First, let's create two text files: one with ^M line endings and one without:
$ for line in 1 2 3 4 5; do echo "This is line ${line}^M" >>file1.txt; done
$ for line in 1 2 3 4 5; do echo "This is line ${line}" >>file2.txt; done
Now let's see what's different between these two text files:
$ ls -l
total 8
-rw-rw-r--. 1 gszumo gszumo 80 Oct 29 17:43 file1.txt
-rw-rw-r--. 1 gszumo gszumo 75 Oct 29 17:44 file2.txt
$ file file1.txt
file1.txt: ASCII text, with CRLF line terminators
$ file file2.txt
file2.txt: ASCII text
$ diff file1.txt file2.txt
1,5c1,5
< This is line 1
< This is line 2
< This is line 3
< This is line 4
< This is line 5
---
> This is line 1
> This is line 2
> This is line 3
> This is line 4
> This is line 5
$
What does this tell us?
- The ls command tells us the file sizes are different even though the visible text is the same.
- The file command tells us that both files are ASCII text but file1.txt has CRLF line terminators, and
- The diff command tells us that each line is indeed showing us that it's different.
So, how do we fix this?
My favorite solution is to use vi or vim interactively. There are 2 easy ways to get rid of the ^M from a single file using vim:
- Enter the command:
:%s/^M//g
on the vim command line then save the file, or - Enter the command:
:fileformat=unix
on the vim command line and save the file.
However, if you have a whole directory or directory tree full of these kinds of files using vim on each one individually will become quite tedious. For this you need the scripting capability of the command line!
The 'tr' command is one quick way of getting rid of them using the Linux or macOS command line:
cat somefile | tr -d '^M' >outputfile
We can use this as a template in order to determine whether or not the file needs to be updated:
for i in *
do
string=$(file ${i})
test "${string#*'CRLF'}" != "$string" && echo "CRLF found in ${i}"
done
If the 'echo' part of this snippet only gets called when the first part of the test is true, so then we know that the file has '^M' line endings. We have to turn the second part of the test into a script that will massage the file to remove the line endings. Here's a bash snippet that will put the two together and do the job:
for i in *
do
string=$(file ${i})
if [ "${string#*'CRLF'}" != "$string" ];then
cp ${i} ${i}.bak
cat ${i}.bak|tr -d '^M' >${i}
rm ${i}.bak
fi
done
This is a bare-bones piece of code which doesn't do any error checking, which should be added in the event that the user running this script doesn't have the necessary permissions to copy, write or remove files that match the test.

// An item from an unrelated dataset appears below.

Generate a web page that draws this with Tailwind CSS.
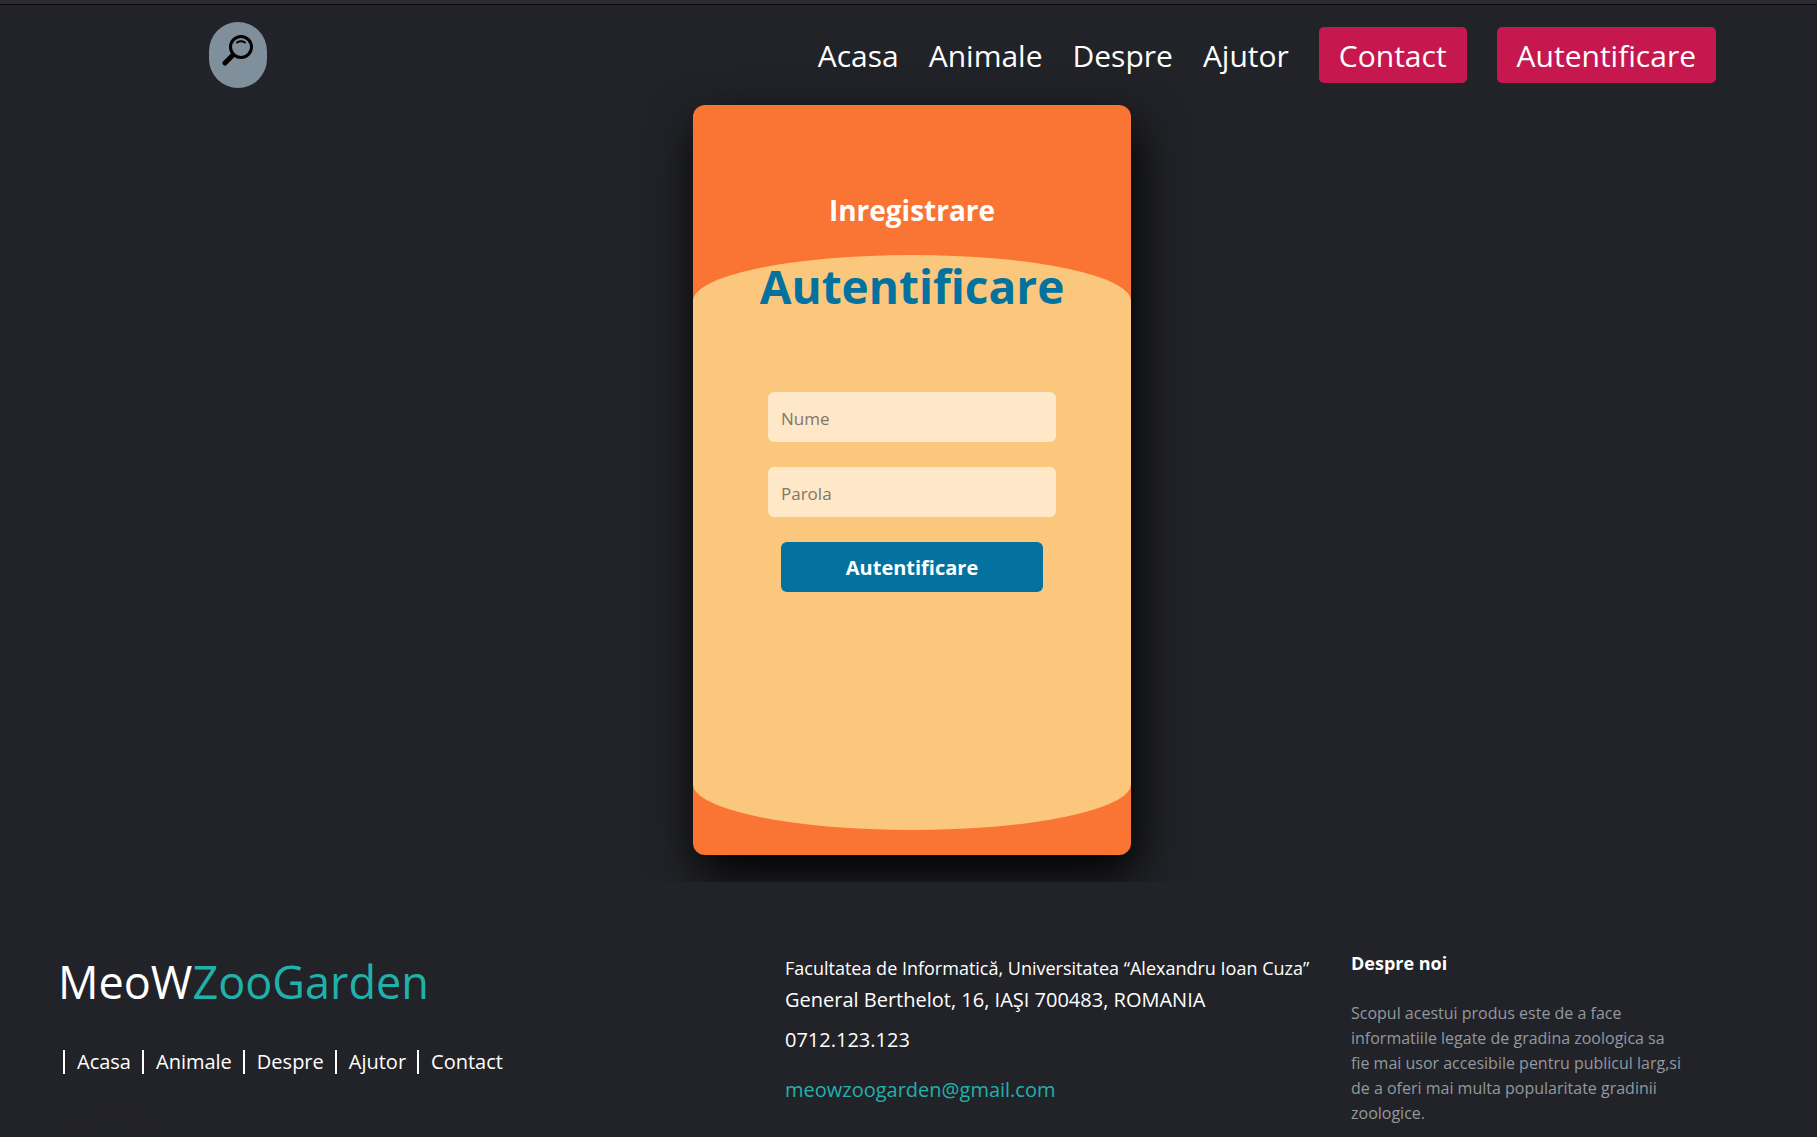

Remember, in order to create a '^M' character in the terminal hold down the CTRL key while typing vm.
You can also use 'ex' to replace a string in a file using:
ex -s -c '%s/old-str/new-str/g|x' filename.txt
Alternately, we can use sed to do the same thing. At the command line you can replace any string in a file dynamically by entering:
sed -i 's/old-str/new-str/' filename.txt
So to remove the ^M charaters just do:
sed -i 's/^M//' filename.txt
to remove the ^M characters. You can use the same for/do/done loop structure as mentioned above to iterate over multiple files:
for i in *.txt
do
sed -i 's/^M//' ${i}
done
'Nuff said.